[start of Data supplied]

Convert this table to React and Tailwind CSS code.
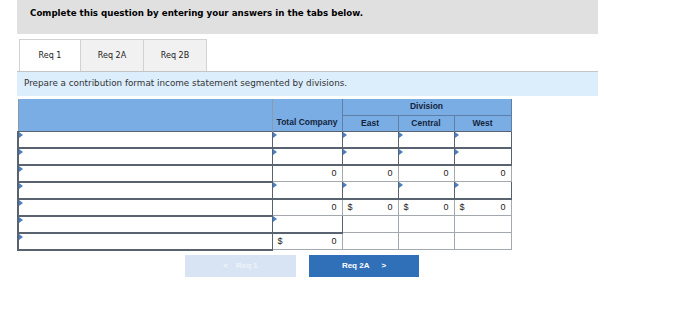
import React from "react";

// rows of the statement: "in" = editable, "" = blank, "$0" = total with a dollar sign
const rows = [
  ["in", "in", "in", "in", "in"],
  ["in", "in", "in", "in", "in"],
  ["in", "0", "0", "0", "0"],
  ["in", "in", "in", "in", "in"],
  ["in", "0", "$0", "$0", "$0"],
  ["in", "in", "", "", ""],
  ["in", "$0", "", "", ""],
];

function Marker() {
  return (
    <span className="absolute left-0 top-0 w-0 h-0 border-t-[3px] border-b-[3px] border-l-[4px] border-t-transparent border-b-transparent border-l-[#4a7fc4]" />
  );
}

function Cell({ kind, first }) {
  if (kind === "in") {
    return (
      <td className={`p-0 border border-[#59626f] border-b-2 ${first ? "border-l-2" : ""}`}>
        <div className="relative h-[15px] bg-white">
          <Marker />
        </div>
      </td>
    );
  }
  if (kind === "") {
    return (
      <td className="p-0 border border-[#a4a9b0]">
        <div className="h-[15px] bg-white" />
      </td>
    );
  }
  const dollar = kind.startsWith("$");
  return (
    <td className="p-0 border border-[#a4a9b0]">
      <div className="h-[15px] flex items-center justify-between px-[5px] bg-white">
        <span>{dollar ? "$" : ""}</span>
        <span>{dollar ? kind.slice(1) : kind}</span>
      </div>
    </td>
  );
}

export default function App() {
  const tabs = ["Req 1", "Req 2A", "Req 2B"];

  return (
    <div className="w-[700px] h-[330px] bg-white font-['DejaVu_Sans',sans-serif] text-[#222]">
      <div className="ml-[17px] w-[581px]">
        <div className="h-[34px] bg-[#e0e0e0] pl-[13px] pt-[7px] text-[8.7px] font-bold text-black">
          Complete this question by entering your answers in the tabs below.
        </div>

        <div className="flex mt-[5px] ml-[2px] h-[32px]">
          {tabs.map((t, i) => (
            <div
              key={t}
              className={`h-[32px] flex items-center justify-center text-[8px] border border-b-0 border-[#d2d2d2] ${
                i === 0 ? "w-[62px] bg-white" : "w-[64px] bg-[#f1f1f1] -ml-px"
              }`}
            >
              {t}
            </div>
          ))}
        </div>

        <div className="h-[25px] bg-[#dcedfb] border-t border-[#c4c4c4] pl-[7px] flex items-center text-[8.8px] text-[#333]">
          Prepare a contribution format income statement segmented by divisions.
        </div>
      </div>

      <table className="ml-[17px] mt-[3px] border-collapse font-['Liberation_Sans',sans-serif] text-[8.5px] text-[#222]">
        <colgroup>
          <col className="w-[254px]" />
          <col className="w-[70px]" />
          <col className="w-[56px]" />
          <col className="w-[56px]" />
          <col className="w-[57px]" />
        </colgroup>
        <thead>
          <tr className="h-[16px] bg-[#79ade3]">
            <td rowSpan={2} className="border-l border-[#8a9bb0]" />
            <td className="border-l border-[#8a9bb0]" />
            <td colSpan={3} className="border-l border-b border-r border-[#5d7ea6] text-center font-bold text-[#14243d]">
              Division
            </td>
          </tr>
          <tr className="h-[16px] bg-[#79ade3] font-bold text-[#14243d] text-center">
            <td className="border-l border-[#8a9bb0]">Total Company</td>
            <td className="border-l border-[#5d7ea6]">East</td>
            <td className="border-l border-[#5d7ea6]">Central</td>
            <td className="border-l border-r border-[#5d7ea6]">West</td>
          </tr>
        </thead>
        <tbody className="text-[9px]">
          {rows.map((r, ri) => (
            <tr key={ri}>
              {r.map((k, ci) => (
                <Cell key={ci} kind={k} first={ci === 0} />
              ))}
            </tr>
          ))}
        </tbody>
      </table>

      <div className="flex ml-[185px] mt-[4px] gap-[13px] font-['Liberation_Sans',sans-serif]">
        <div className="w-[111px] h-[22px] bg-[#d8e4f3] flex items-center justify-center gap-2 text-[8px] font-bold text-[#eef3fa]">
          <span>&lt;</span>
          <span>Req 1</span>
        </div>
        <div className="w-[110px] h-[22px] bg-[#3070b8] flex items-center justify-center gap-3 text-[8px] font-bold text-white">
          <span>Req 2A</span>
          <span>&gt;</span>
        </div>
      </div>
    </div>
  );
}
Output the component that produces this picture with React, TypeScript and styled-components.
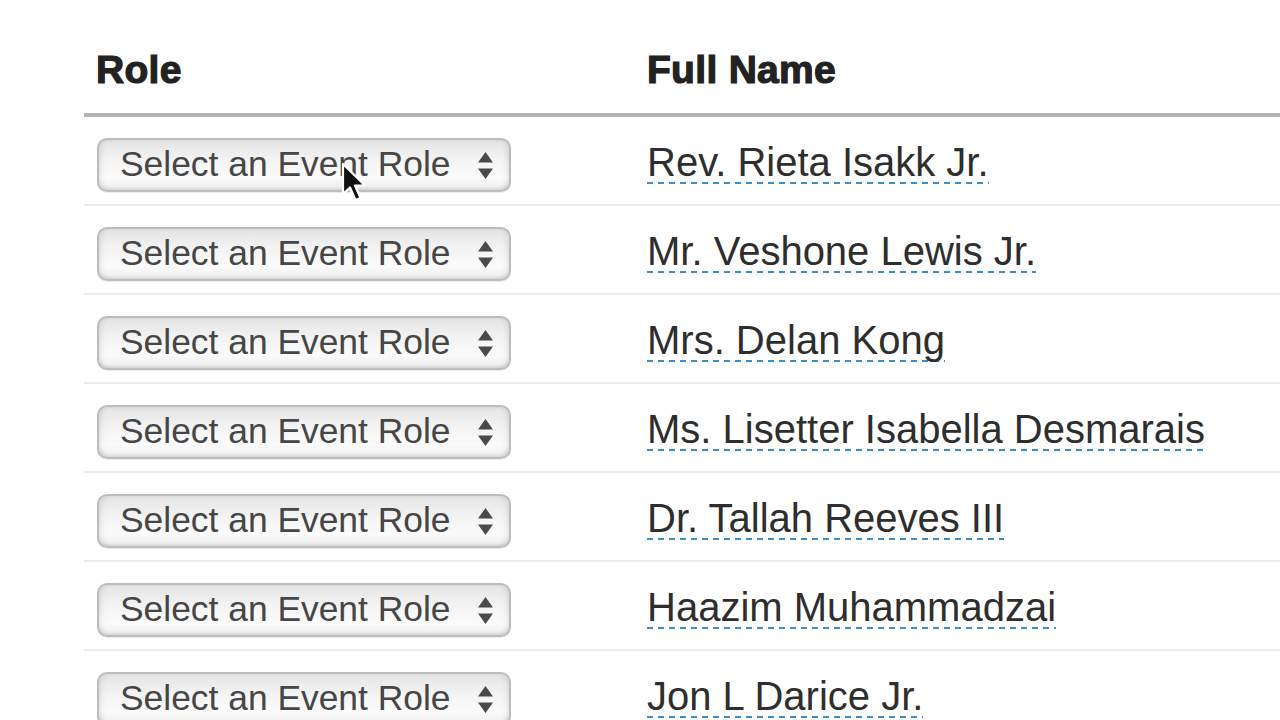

[end of Data supplied]
[start of Data supplied]

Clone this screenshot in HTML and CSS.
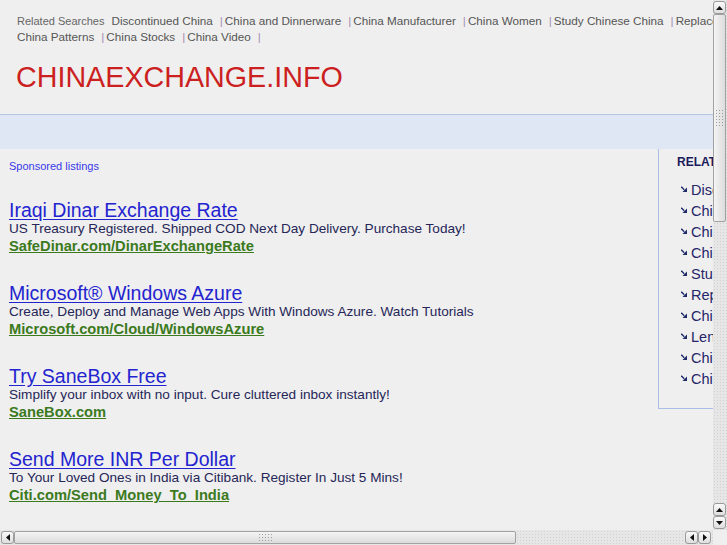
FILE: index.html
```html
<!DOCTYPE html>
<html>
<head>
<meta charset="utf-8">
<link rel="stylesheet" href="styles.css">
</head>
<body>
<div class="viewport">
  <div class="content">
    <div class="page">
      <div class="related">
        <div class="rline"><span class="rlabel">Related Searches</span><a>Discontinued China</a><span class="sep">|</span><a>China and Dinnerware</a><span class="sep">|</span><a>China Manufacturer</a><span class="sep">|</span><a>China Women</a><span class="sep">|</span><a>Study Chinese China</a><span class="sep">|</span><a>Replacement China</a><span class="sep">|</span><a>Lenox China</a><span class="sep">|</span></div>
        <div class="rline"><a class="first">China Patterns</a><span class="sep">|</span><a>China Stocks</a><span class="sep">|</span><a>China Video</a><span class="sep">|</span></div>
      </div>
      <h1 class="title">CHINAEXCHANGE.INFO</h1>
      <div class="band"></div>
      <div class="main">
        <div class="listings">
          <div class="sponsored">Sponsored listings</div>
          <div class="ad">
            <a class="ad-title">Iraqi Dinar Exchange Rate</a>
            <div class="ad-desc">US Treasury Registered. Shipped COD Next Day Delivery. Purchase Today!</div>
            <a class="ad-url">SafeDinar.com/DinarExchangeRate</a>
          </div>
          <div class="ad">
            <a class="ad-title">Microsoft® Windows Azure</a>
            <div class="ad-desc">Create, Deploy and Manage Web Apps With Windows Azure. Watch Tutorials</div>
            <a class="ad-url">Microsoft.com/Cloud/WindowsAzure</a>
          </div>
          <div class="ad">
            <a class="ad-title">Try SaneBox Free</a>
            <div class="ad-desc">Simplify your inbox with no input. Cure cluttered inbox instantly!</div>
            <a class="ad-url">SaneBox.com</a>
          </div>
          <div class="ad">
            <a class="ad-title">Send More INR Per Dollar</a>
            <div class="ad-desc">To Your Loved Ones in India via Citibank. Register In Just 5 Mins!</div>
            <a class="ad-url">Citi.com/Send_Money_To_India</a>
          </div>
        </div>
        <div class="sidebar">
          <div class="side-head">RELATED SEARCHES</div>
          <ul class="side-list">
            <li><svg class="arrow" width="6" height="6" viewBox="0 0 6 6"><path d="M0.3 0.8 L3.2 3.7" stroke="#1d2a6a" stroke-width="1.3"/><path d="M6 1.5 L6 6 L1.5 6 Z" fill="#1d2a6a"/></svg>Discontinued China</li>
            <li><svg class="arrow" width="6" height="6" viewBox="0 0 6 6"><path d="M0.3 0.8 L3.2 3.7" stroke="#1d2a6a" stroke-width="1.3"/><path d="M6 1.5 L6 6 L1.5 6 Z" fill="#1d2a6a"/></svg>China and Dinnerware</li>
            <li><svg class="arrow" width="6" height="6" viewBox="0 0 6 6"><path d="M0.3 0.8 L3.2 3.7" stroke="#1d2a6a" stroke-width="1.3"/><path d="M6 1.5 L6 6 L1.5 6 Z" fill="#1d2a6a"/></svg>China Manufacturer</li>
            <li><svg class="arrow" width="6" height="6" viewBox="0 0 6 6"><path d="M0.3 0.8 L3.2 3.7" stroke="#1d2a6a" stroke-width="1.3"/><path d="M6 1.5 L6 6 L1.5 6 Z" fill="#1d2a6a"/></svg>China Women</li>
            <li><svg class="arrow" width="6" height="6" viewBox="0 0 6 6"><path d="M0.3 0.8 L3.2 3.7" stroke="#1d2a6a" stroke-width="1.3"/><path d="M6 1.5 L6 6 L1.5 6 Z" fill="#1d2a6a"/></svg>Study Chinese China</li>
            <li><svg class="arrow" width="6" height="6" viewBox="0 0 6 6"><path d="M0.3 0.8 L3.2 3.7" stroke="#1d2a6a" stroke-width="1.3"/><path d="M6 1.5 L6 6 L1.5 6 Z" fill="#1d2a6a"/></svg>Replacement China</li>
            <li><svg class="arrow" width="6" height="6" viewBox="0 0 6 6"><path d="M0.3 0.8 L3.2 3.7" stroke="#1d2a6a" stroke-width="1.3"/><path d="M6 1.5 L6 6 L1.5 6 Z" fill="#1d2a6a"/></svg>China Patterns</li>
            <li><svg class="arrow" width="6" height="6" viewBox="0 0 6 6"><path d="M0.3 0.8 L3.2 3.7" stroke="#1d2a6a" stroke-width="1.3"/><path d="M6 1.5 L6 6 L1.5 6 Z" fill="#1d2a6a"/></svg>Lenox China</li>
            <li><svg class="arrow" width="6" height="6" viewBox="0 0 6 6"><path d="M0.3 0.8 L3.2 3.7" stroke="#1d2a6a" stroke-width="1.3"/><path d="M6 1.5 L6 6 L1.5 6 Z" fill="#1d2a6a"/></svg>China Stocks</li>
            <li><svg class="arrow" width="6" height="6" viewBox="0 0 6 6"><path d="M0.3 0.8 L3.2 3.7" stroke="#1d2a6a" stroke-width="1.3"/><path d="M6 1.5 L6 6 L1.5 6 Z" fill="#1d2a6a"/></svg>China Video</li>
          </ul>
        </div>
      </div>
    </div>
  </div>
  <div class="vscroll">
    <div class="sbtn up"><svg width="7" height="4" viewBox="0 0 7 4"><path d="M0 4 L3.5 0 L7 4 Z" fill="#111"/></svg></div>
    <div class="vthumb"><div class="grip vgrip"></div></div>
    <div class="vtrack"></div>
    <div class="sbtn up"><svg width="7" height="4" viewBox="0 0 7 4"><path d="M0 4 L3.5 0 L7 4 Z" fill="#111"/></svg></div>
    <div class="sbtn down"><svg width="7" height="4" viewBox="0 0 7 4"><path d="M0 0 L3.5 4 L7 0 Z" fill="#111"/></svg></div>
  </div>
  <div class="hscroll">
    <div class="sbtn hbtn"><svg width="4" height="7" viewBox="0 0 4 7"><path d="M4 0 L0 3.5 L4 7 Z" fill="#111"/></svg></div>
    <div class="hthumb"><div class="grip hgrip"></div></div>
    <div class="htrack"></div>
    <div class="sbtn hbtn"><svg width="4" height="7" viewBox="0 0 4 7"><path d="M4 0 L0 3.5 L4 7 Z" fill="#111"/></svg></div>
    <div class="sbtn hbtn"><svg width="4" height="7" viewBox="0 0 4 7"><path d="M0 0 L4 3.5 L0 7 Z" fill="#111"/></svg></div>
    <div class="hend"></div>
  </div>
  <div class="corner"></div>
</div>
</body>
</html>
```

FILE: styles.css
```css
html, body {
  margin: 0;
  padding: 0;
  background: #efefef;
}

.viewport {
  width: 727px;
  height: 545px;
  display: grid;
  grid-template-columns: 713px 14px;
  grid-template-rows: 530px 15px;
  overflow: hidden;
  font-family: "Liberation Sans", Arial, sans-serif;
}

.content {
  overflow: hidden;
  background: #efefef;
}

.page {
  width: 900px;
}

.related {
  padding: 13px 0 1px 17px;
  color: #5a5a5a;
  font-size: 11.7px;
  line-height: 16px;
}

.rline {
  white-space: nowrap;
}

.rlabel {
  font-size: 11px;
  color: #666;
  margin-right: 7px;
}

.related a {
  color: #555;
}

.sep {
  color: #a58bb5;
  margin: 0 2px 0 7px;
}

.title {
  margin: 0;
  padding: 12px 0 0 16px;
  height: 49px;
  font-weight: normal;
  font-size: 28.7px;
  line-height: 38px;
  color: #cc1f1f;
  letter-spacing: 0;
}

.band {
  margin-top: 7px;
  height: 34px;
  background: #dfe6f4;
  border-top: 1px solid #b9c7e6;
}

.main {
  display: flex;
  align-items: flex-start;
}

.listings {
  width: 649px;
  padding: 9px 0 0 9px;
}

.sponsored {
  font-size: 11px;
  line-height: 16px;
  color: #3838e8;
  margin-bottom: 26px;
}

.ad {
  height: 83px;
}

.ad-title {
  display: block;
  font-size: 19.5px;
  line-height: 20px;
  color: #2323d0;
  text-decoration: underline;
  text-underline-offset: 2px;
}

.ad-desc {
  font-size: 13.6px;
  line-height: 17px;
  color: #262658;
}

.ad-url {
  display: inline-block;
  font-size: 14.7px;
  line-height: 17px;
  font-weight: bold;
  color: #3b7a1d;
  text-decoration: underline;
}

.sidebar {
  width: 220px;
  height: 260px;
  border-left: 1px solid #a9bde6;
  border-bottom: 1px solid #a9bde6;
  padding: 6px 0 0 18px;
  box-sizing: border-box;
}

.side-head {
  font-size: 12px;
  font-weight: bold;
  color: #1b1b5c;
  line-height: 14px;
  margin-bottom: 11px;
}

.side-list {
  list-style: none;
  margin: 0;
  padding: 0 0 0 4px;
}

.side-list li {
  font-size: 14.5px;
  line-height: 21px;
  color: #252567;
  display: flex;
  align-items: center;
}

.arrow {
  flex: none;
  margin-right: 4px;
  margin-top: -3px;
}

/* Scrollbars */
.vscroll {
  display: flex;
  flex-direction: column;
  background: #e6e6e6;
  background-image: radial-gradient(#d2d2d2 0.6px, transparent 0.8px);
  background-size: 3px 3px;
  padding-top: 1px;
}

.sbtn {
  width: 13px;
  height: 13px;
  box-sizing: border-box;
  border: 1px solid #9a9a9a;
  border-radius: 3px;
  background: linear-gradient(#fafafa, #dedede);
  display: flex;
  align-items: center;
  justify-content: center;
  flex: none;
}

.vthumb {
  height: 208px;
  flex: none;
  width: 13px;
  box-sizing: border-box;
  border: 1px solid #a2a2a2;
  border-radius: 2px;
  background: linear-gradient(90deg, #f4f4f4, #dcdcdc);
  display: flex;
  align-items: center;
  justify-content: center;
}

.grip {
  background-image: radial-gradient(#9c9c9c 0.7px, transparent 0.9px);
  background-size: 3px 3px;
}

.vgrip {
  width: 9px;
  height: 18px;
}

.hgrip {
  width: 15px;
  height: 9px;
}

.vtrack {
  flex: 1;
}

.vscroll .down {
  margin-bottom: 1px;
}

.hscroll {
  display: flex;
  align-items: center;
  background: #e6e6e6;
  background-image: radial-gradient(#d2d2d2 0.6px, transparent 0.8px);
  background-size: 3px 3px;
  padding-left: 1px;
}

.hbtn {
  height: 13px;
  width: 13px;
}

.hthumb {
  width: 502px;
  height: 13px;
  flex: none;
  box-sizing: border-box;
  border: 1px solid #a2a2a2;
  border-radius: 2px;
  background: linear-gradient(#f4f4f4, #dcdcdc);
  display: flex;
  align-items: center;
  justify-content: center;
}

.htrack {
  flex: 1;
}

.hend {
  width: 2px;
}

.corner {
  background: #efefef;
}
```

[end of Data supplied]

Work to complete ▸
Copy out every line from the material above in which the word "this" appears.

Exercise answer ▸
Convert this table to React and Tailwind CSS code.
          Complete this question by entering your answers in the tabs below.
Output the component that produces this picture with React, TypeScript and styled-components.
Clone this screenshot in HTML and CSS.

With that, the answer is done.